Forcible is defined as any sexual act or sexual contact directed against another person, with force and/or against that person’s will; or without force or against the person’s will where the victim is incapable of giving consent.   

Relationship violence means a violent or threatening familial or intimate partner relationship that causes one to fear for his/her safety or causes physical or psychological injury, pain, or illness.  Relationship violence includes:

Domestic violence:  an intrafamily offense that results in physical injury, including physical pain or illness, or that caused or was intended to cause reasonable fear of imminent serious physical injury or death.  

Dating violence:  an offense against an intimate partner (romantic, dating, or sexual relationship) that results in physical injury, including physical pain or illness or that caused or was intended to cause reasonable fear of imminent serious physical injury or death.  

Stalking is a course of conduct directed at a specific individual with the intent to cause that individual (or where the person knows or should have known that it would cause the individual) to fear for his or her safety or the safety of another person; feel seriously alarmed, disturbed, or frightened; or suffer emotional distress.    

Student means an individual who is registered or enrolled as a student at the University (or where there is an expectation of continued enrollment) at the time the alleged sexual misconduct occurred and at the time a complaint is made to the University.  For purposes of this policy, a student includes a graduate student with instructional responsibilities.

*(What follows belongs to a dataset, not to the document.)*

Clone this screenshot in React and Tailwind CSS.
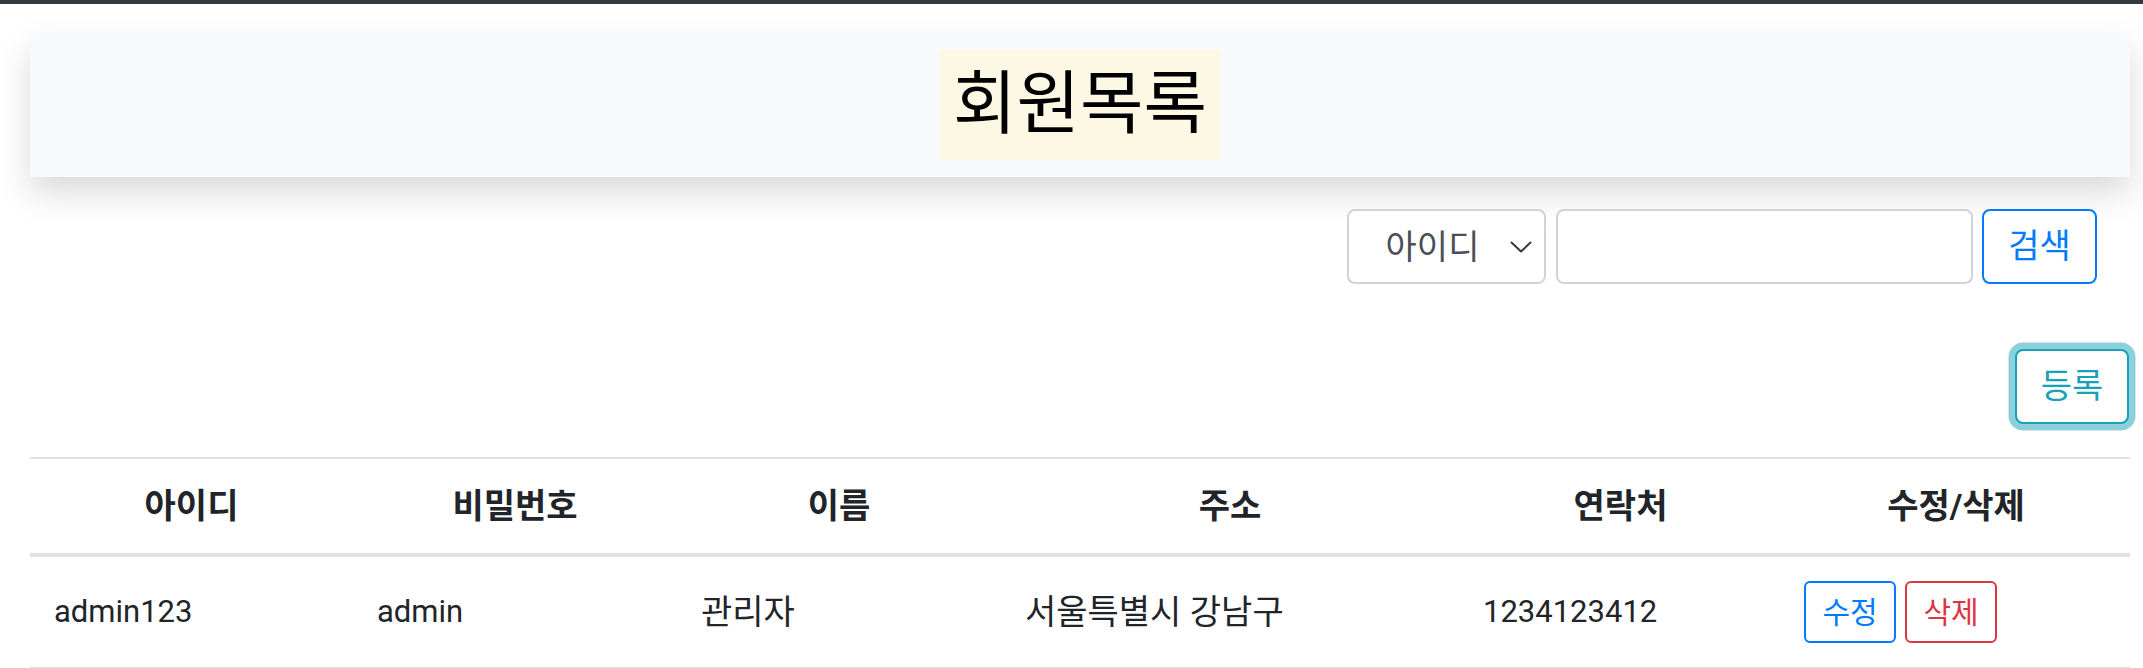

Employee means a person who is employed by the University at the time the alleged sexual misconduct occurred and at the time the grievance procedures are invoked.  

 

[1] The definitions used in this policy are based on federal and/or state law, as applicable.  Under the Violence Against Women Act, institutions are required to define terms in accordance with state law.  In such circumstances, this policy uses terms as defined in the District of Columbia.